Yep, that’s the same reason why it runs on a PowerPC750 chip. They cost $200k+ f...

velvetz · on March 3, 2021

Maybe a stupid question, but couldn’t they put there something “cutting-edge” next to the existing system? Then if that fails then whatever, the rest of the system is still functional as expected, but at least they know that in the future what they would need to change to be able to use the new technologies in that environment. Although I can imagine that even the smallest weight increase could cause issues, so probably that’s the reason.

wongarsu · on March 3, 2021

Ingenuity (the Mars helicopter) has a much more modern processor that isn't particularly radiation hardened, and instead just restarts within milliseconds on any fault (fast enough to recover if it happens in flight). If Ingenuity does well I wouldn't be surprised to see a similar design in a future rover.

josho · on March 3, 2021

But now you’ve added weight and need to remove something else.

As a tangent, I remember a talk from Grady Booch where he put software cost in terms of mass that needed to be added to your rocket. So every new feature cost weight by requiring more chips and more fuel.

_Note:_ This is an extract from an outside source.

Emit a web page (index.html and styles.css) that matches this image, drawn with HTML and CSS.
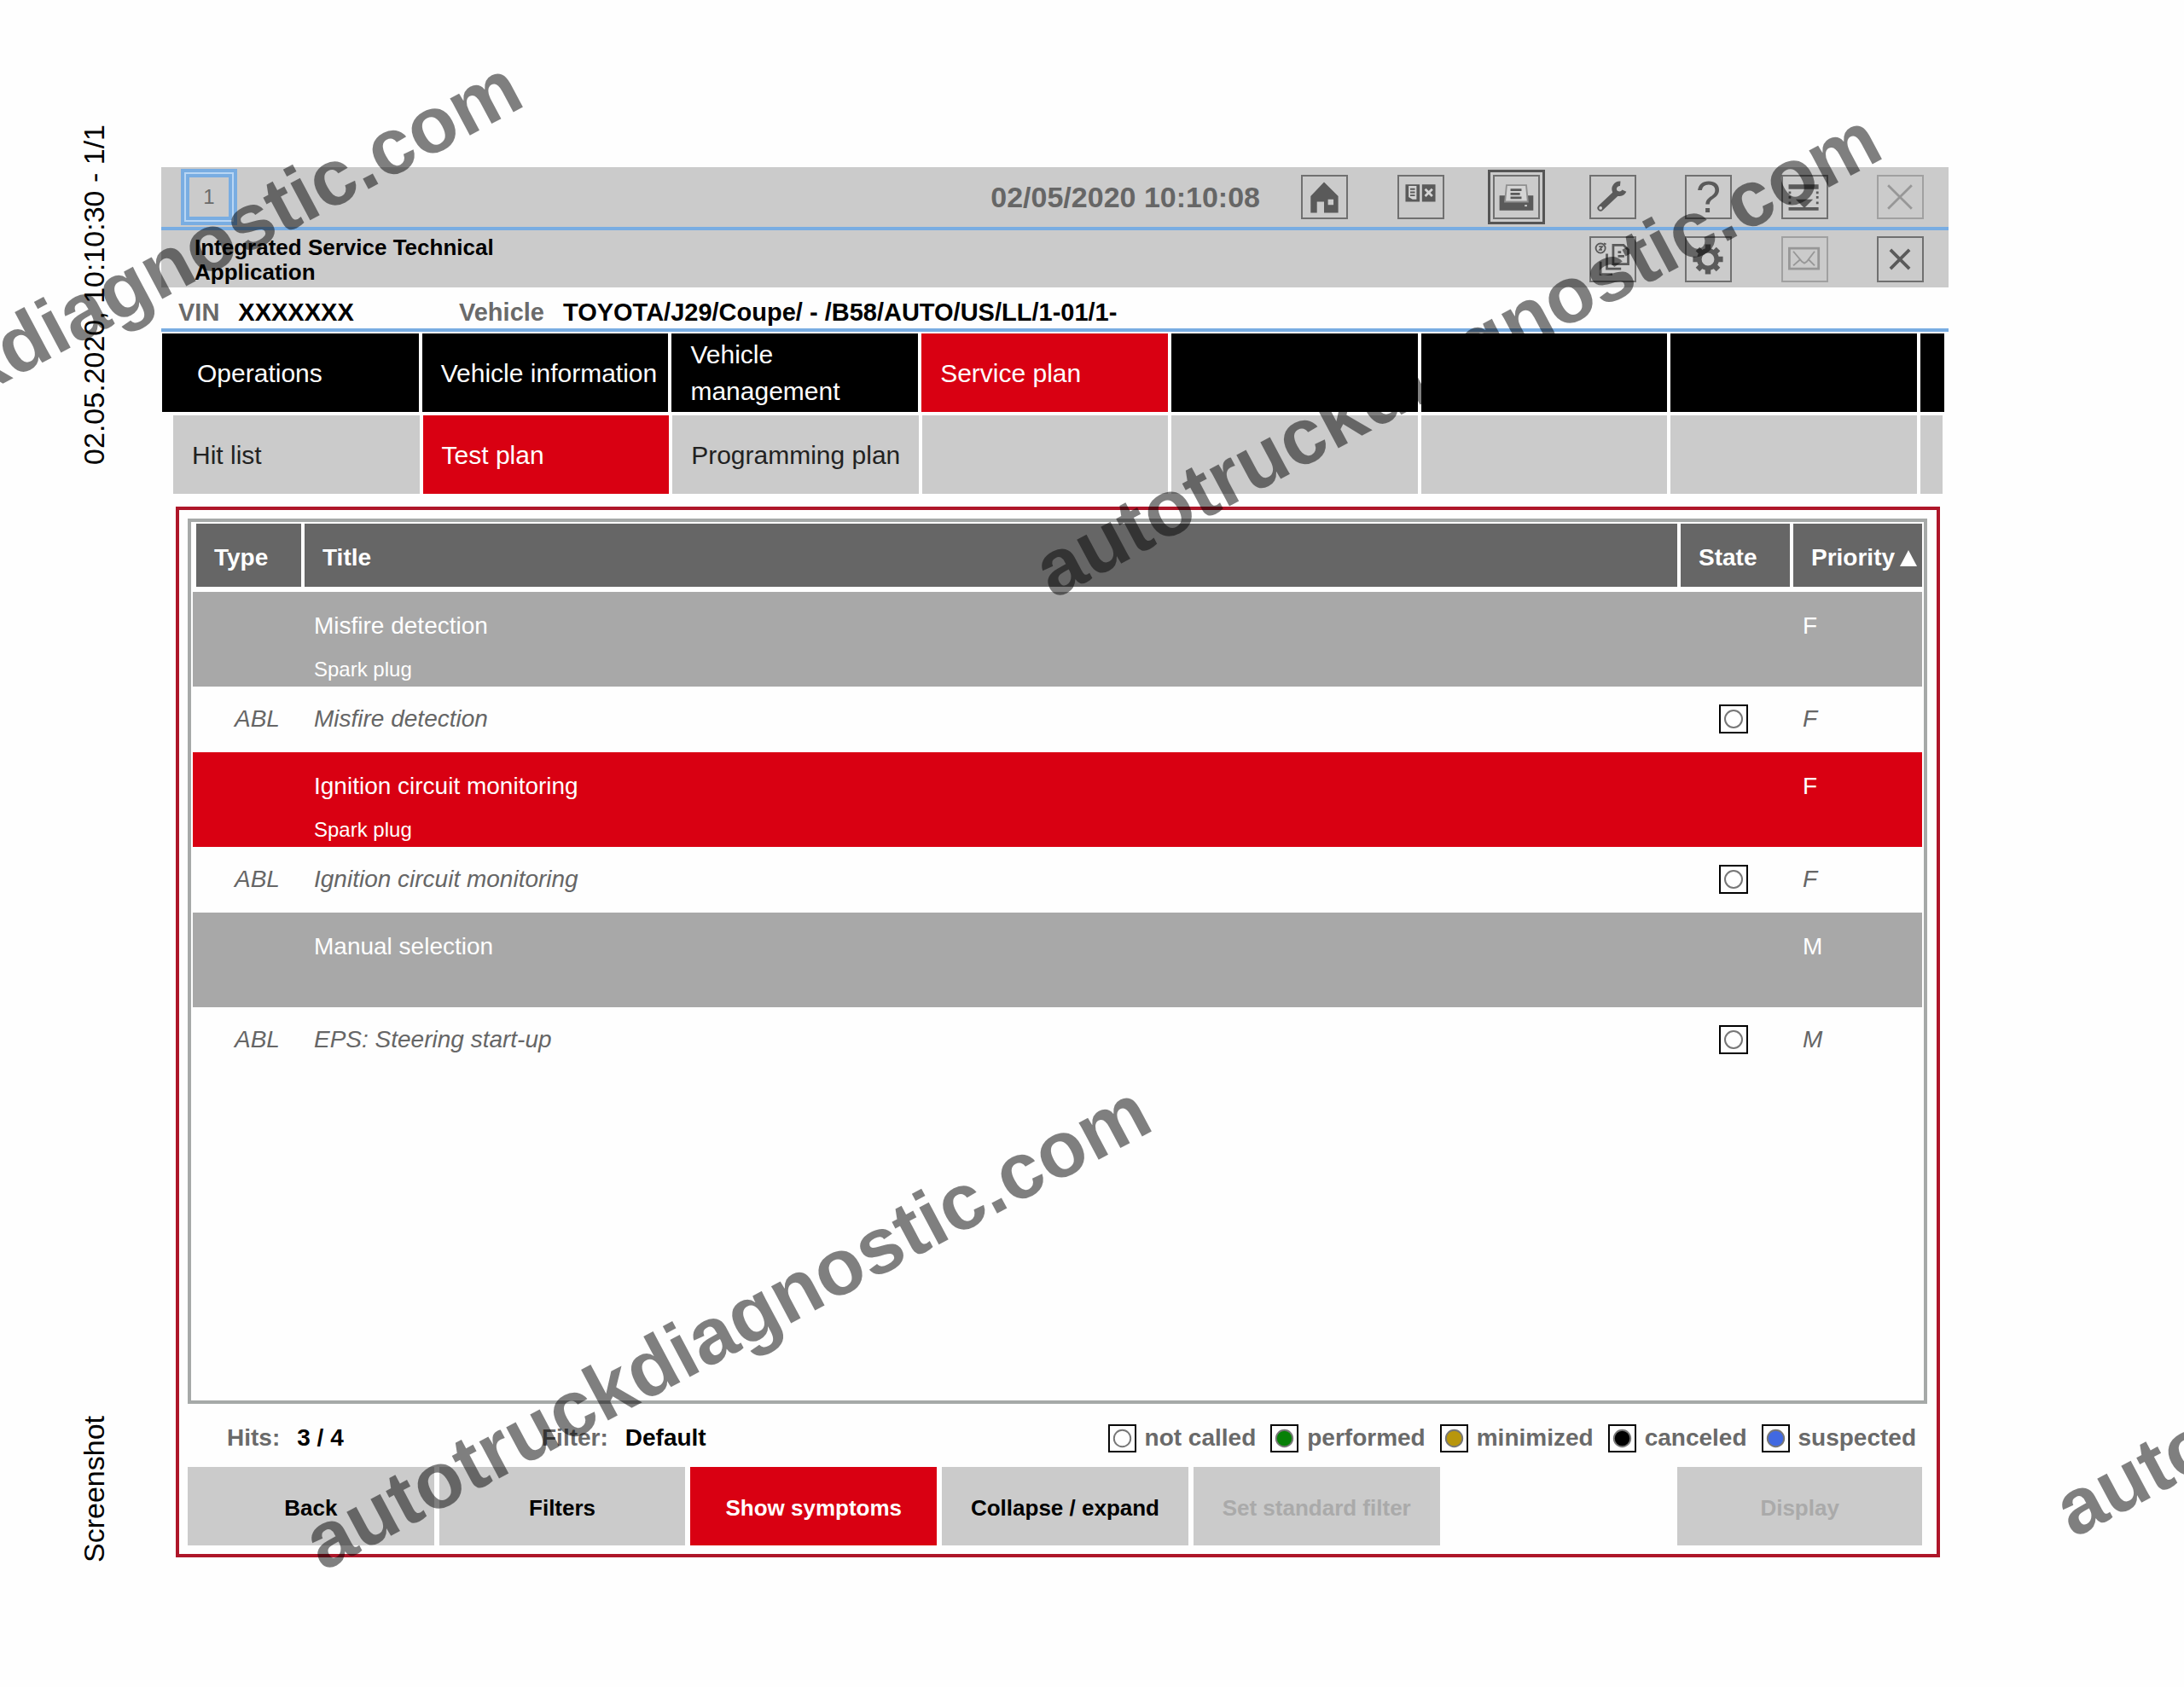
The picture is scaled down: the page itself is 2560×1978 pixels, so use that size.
FILE: index.html
```html
<!DOCTYPE html>
<html lang="en">
<head>
<meta charset="utf-8">
<title>Integrated Service Technical Application</title>
<link rel="stylesheet" href="styles.css">
</head>
<body>
<div class="page">
  <aside class="margin">
    <p class="margin-text">02.05.2020, 10:10:30 - 1/1</p>
    <p class="margin-text">Screenshot</p>
  </aside>

  <main class="app">
    <header class="header">
      <div class="bar bar-top">
        <button class="session" type="button">1</button>
        <time class="clock">02/05/2020 10:10:08</time>
        <div class="tools">
          <button class="tool" type="button" aria-label="Home">
            <svg viewBox="0 0 54 52"><path class="fill" fill-rule="evenodd" d="M27 7 45 25V46H27V32H18V46H10V25ZM32 29V36H39V29Z"/></svg>
          </button>
          <button class="tool" type="button" aria-label="Documents">
            <svg viewBox="0 0 54 52"><path class="fill" d="M8 10H26V32H8ZM29 10H46V32H29Z"/><path class="paper" d="M12 12H22V29H17L12 26Z"/><path class="line thin" d="M14 16H20M14 20H20M14 24H20"/><path class="light-line" d="M33 16 42 25M42 16 33 25"/></svg>
          </button>
          <button class="tool tool-current" type="button" aria-label="Print">
            <svg viewBox="0 0 54 52"><path class="fill" d="M6 24H13V32H42V24H49V43H6Z"/><path class="paper edge" d="M15 11H40L42 32H13Z"/><path class="line" d="M20 17H34M20 22H32M20 27H34"/><path class="paper" d="M38 36H41V38H38Z"/></svg>
          </button>
          <button class="tool" type="button" aria-label="Tools">
            <svg viewBox="0 0 54 52"><path class="line handle" d="M12 40 31 22"/><path class="line jaw" d="M37 9A7 7 0 0 0 30 19 7 7 0 0 0 42 18"/><path class="line jaw" d="M30 20 34 22"/><circle class="paper" cx="12" cy="40" r="2"/></svg>
          </button>
          <button class="tool tool-help" type="button" aria-label="Help">?</button>
          <button class="tool" type="button" aria-label="Minimize">
            <svg viewBox="0 0 54 52"><path class="fill" d="M7 10H45V16H7ZM7 39H45V43H7ZM16 29H38L27 40ZM7 19H10V22H7ZM7 25H10V28H7ZM7 32H10V35H7ZM42 19H45V22H42ZM42 25H45V28H42ZM42 32H45V35H42Z"/></svg>
          </button>
          <button class="tool" type="button" aria-label="Close operation" disabled>
            <svg viewBox="0 0 54 52"><path class="line" d="M12 11 42 41M42 11 12 41"/></svg>
          </button>
        </div>
      </div>
      <div class="bar bar-bottom">
        <h1 class="title">Integrated Service Technical Application</h1>
        <div class="tools tools-short">
          <button class="tool tool-tall" type="button" aria-label="Change view">
            <svg viewBox="0 0 54 54"><circle class="line thin" cx="12" cy="13" r="6"/><path class="line thin" d="M10 11H14L11 15H14M16 7 19 8"/><path class="line" d="M28 9H41L47 15V33H28ZM34 18H38M34 23H42M20 20V39H38M12 30V46H27"/></svg>
          </button>
          <button class="tool tool-tall" type="button" aria-label="Settings">
            <svg viewBox="0 0 54 54"><circle class="line ring" cx="27" cy="27" r="11"/><path class="line tooth" d="M27 14V8M27 40V46M14 27H8M40 27H46M18 18 14 14M36 36 40 40M18 36 14 40M36 18 40 14"/></svg>
          </button>
          <button class="tool tool-tall" type="button" aria-label="Messages" disabled>
            <svg viewBox="0 0 54 54"><path class="line" d="M8 13H45V39H8Z"/><path class="line thin" d="M13 17 24 30 27 32 30 30 40 17M13 35 22 27M40 35 32 27"/></svg>
          </button>
          <button class="tool tool-tall" type="button" aria-label="Close">
            <svg viewBox="0 0 54 54"><path class="line heavy" d="M15 15 39 39M39 15 15 39"/></svg>
          </button>
        </div>
      </div>
    </header>

    <dl class="vehicle">
      <div class="pair pair-vin"><dt>VIN</dt><dd>XXXXXXX</dd></div>
      <div class="pair"><dt>Vehicle</dt><dd>TOYOTA/J29/Coupe/ - /B58/AUTO/US/LL/1-01/1-</dd></div>
    </dl>

    <nav class="tabs tabs-main" aria-label="Main">
      <button class="tab" type="button">Operations</button>
      <button class="tab" type="button">Vehicle information</button>
      <button class="tab" type="button">Vehicle management</button>
      <button class="tab tab-active" type="button">Service plan</button>
      <span class="tab"></span><span class="tab"></span><span class="tab"></span><span class="tab"></span>
    </nav>
    <nav class="tabs tabs-sub" aria-label="Service plan">
      <button class="tab" type="button">Hit list</button>
      <button class="tab tab-active" type="button">Test plan</button>
      <button class="tab" type="button">Programming plan</button>
      <span class="tab"></span><span class="tab"></span><span class="tab"></span><span class="tab"></span><span class="tab"></span>
    </nav>

    <section class="panel">
      <div class="frame">
        <table class="plan">
          <colgroup><col class="col-type"><col><col class="col-state"><col class="col-priority"></colgroup>
          <thead>
            <tr><th>Type</th><th>Title</th><th>State</th><th><span class="sort">Priority<svg class="arrow" viewBox="0 0 20 19"><path d="M10 0 20 19H0Z"/></svg></span></th></tr>
          </thead>
          <tbody>
            <tr class="group"><td></td><td>Misfire detection<small>Spark plug</small></td><td></td><td>F</td></tr>
            <tr class="item"><td>ABL</td><td>Misfire detection</td><td><svg class="state" viewBox="0 0 34 34"><rect x="1" y="1" width="32" height="32"/><circle cx="17" cy="17" r="10"/></svg></td><td>F</td></tr>
            <tr class="group group-active"><td></td><td>Ignition circuit monitoring<small>Spark plug</small></td><td></td><td>F</td></tr>
            <tr class="item"><td>ABL</td><td>Ignition circuit monitoring</td><td><svg class="state" viewBox="0 0 34 34"><rect x="1" y="1" width="32" height="32"/><circle cx="17" cy="17" r="10"/></svg></td><td>F</td></tr>
            <tr class="group"><td></td><td>Manual selection</td><td></td><td>M</td></tr>
            <tr class="item"><td>ABL</td><td>EPS: Steering start-up</td><td><svg class="state" viewBox="0 0 34 34"><rect x="1" y="1" width="32" height="32"/><circle cx="17" cy="17" r="10"/></svg></td><td>M</td></tr>
          </tbody>
        </table>
      </div>

      <div class="status">
        <p class="fact"><span class="label">Hits:</span>3 / 4</p>
        <p class="fact"><span class="label">Filter:</span>Default</p>
        <ul class="legend">
          <li><svg class="state" viewBox="0 0 34 34"><rect x="1" y="1" width="32" height="32"/><circle cx="17" cy="17" r="10"/></svg>not called</li>
          <li><svg class="state performed" viewBox="0 0 34 34"><rect x="1" y="1" width="32" height="32"/><circle cx="17" cy="17" r="10"/></svg>performed</li>
          <li><svg class="state minimized" viewBox="0 0 34 34"><rect x="1" y="1" width="32" height="32"/><circle cx="17" cy="17" r="10"/></svg>minimized</li>
          <li><svg class="state canceled" viewBox="0 0 34 34"><rect x="1" y="1" width="32" height="32"/><circle cx="17" cy="17" r="10"/></svg>canceled</li>
          <li><svg class="state suspected" viewBox="0 0 34 34"><rect x="1" y="1" width="32" height="32"/><circle cx="17" cy="17" r="10"/></svg>suspected</li>
        </ul>
      </div>

      <div class="actions">
        <button class="action" type="button">Back</button>
        <button class="action" type="button">Filters</button>
        <button class="action action-active" type="button">Show symptoms</button>
        <button class="action" type="button">Collapse / expand</button>
        <button class="action" type="button" disabled>Set standard filter</button>
        <button class="action action-last" type="button" disabled>Display</button>
      </div>
    </section>
  </main>

  <div class="watermarks" aria-hidden="true">
    <span class="watermark mark-a">autotruckdiagnostic.com</span>
    <span class="watermark mark-b">autotruckdiagnostic.com</span>
    <span class="watermark mark-c">autotruckdiagnostic.com</span>
    <span class="watermark mark-d">autotruckdiagnostic.com</span>
  </div>
</div>
</body>
</html>
```
FILE: styles.css
```css
:root {
  --red: #d90012;
  --bar: #cbcbcb;
  --dark: #5a5a5a;
  --blue: #79ade2;
  --muted: #6a6a6a;
}

* {
  box-sizing: border-box;
}

body {
  margin: 0;
  background: #fefefe;
  color: #000;
  font-family: "Liberation Sans", Arial, sans-serif;
  font-size: 28px;
}

button {
  margin: 0;
  padding: 0;
  border: 0;
  background: none;
  color: inherit;
  font: inherit;
}

p, h1, dl, dd, ul {
  margin: 0;
  padding: 0;
}

.page {
  position: relative;
  display: grid;
  grid-template-columns: 189px minmax(0, 1fr);
  min-height: 100vh;
  padding-right: 276px;
}

/* Printed page margin */
.margin {
  display: flex;
  flex-direction: column;
  justify-content: space-between;
  align-items: flex-start;
  padding: 146px 0 146px 90px;
}

.margin-text {
  writing-mode: vertical-rl;
  transform: rotate(180deg);
  font-size: 34px;
  line-height: 40px;
  white-space: nowrap;
}

.app {
  display: flex;
  flex-direction: column;
  padding: 196px 0 152px;
}

/* Header */
.bar {
  display: flex;
  align-items: center;
  padding-right: 29px;
  background: var(--bar);
}

.bar-top {
  height: 74px;
  padding-left: 23px;
  border-bottom: 4px solid var(--blue);
}

.bar-bottom {
  justify-content: space-between;
  height: 67px;
  padding-left: 39px;
}

.session {
  width: 66px;
  height: 66px;
  border: 4px solid var(--blue);
  box-shadow: inset 0 0 0 2px #b9d6f4, inset 0 0 0 6px var(--blue);
  color: var(--muted);
  font-size: 24px;
}

.clock {
  margin-left: auto;
  margin-right: 48px;
  color: #666;
  font-size: 34px;
  font-weight: bold;
}

.tools {
  display: flex;
  justify-content: space-between;
  width: 730px;
}

.tools-short {
  width: 392px;
}

.tool {
  width: 55px;
  height: 52px;
  border: 2px solid #707070;
  color: var(--dark);
}

.tool-tall {
  height: 54px;
}

.tool svg {
  display: block;
  width: 54px;
  height: 100%;
  margin: 0 -2px;
  overflow: visible;
}

.tool:disabled {
  border-color: #a0a0a0;
  color: #979797;
}

.tool-current {
  outline: 3px solid #555;
  outline-offset: 3px;
}

.tool-help {
  font-size: 52px;
  line-height: 48px;
}

.fill {
  fill: currentColor;
}

.line {
  fill: none;
  stroke: currentColor;
  stroke-width: 3;
}

.thin {
  stroke-width: 2;
}

.heavy {
  stroke-width: 4;
}

.handle {
  stroke-width: 8;
  stroke-linecap: round;
}

.jaw {
  stroke-width: 6;
}

.ring {
  stroke-width: 6;
}

.tooth {
  stroke-width: 7;
}

.paper {
  fill: #d4d4d4;
}

.edge {
  stroke: #909090;
  stroke-width: 2;
}

.light-line {
  fill: none;
  stroke: #d4d4d4;
  stroke-width: 3;
}

.title {
  width: 400px;
  padding-top: 2px;
  font-size: 26px;
  line-height: 29px;
}

/* Vehicle identification */
.vehicle {
  display: flex;
  height: 52px;
  padding: 11px 0 0 20px;
  border-bottom: 4px solid var(--blue);
  font-size: 29px;
  font-weight: bold;
  line-height: 37px;
}

.pair {
  display: flex;
  gap: 22px;
}

.pair-vin {
  width: 329px;
}

.pair dt {
  color: var(--muted);
}

/* Tabs */
.tabs {
  display: grid;
  gap: 4px;
  height: 92px;
}

.tabs-main {
  grid-template-columns: 301fr repeat(6, minmax(0, 289fr)) 28fr;
  margin: 2px 5px 4px 1px;
}

.tabs-sub {
  grid-template-columns: repeat(7, minmax(0, 289fr)) 26fr;
  margin: 0 7px 15px 14px;
}

.tab {
  padding-left: 22px;
  background: #000;
  color: #fff;
  font-size: 30px;
  line-height: 43px;
  text-align: left;
}

.tabs-main .tab:first-child {
  padding-left: 41px;
}

.tabs-sub .tab {
  background: var(--bar);
  color: #222;
}

.tabs .tab-active {
  background: var(--red);
  color: #fff;
}

/* Panel */
.panel {
  display: flex;
  flex: 1;
  flex-direction: column;
  margin: 0 10px 0 17px;
  padding: 10px 0;
  border: 4px solid #ae1629;
}

.frame {
  flex: 1;
  margin: 0 11px 0 10px;
  padding: 2px;
  border: 4px solid #a6a9a8;
}

.plan {
  width: 100%;
  border-spacing: 0;
  table-layout: fixed;
}

.col-type {
  width: 131px;
}

.col-state {
  width: 132px;
}

.col-priority {
  width: 151px;
}

.plan th {
  height: 80px;
  padding: 6px 0 0 21px;
  border-right: 4px solid #fefefe;
  border-bottom: 6px solid #fefefe;
  background: #666;
  color: #fff;
  text-align: left;
}

.plan th:first-child {
  border-left: 4px solid #fefefe;
}

.plan th:last-child {
  border-right: 0;
}

.sort {
  display: flex;
  align-items: center;
  gap: 6px;
}

.arrow {
  width: 20px;
  height: 19px;
  fill: #fff;
}

.plan td {
  padding: 0 0 0 11px;
  line-height: 32px;
}

.group td {
  height: 111px;
  padding-top: 24px;
  background: #a8a8a8;
  color: #fff;
  vertical-align: top;
}

.group-active td {
  background: var(--red);
}

.group small {
  display: block;
  margin-top: 19px;
  font-size: 24px;
}

.item td {
  height: 77px;
  padding-bottom: 2px;
  color: #666;
  font-style: italic;
}

.item td:first-child {
  padding-left: 49px;
}

.item td:nth-child(3) {
  padding-left: 45px;
}

.state {
  display: block;
  width: 34px;
  height: 34px;
}

.state rect {
  fill: #fff;
  stroke: #000;
  stroke-width: 2;
}

.state circle {
  fill: #fff;
  stroke: #777;
  stroke-width: 2;
}

.state.performed circle {
  fill: #078007;
}

.state.minimized circle {
  fill: #b8960c;
}

.state.canceled circle {
  fill: #000;
}

.state.suspected circle {
  fill: #4169e1;
}

/* Status line and actions */
.status {
  display: grid;
  grid-template-columns: 369px 1fr auto;
  align-items: center;
  height: 74px;
  padding: 6px 24px 0 56px;
  font-weight: bold;
}

.fact {
  display: flex;
  gap: 20px;
}

.label {
  color: var(--muted);
}

.legend {
  display: flex;
  gap: 17px;
  color: var(--muted);
  list-style: none;
}

.legend li {
  display: flex;
  align-items: center;
  gap: 10px;
}

.legend .state {
  width: 33px;
  height: 33px;
}

.actions {
  display: grid;
  grid-template-columns: repeat(5, 289fr) 267fr 287fr;
  gap: 6px;
  height: 92px;
  margin: 0 17px 0 10px;
}

.action {
  padding-top: 4px;
  background: var(--bar);
  font-size: 26px;
  font-weight: bold;
}

.action:disabled {
  color: #aaa;
}

.action-active {
  background: var(--red);
  color: #fff;
}

.action-last {
  grid-column: 7;
}

/* Watermarks lie over everything */
.watermarks {
  position: absolute;
  inset: 0;
  overflow: hidden;
  pointer-events: none;
}

.watermark {
  position: absolute;
  transform: rotate(-28deg);
  transform-origin: 0 79px;
  color: rgba(0, 0, 0, 0.5);
  font-size: 93px;
  font-weight: bold;
  line-height: 93px;
}

.mark-a {
  left: -358px;
  top: 564px;
}

.mark-b {
  left: 1235px;
  top: 625px;
}

.mark-c {
  left: 379px;
  top: 1765px;
}

.mark-d {
  left: 2431px;
  top: 1726px;
}
```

m4rtink · on March 3, 2021

Scott Manley mentioned in one of his recent videos about Perserverance that they have an FPGA on board the rad hardened PPC main cpu can offload tasks to, such computer vision based navigation during landing.

Not sure what the long term plan is for that hardware - I guess they can just do stuff more slowly on the main CPU if it gets fried by radiation. Or maybe being an FPGA the can just isolate the radiation affected regions over time and use the rest ?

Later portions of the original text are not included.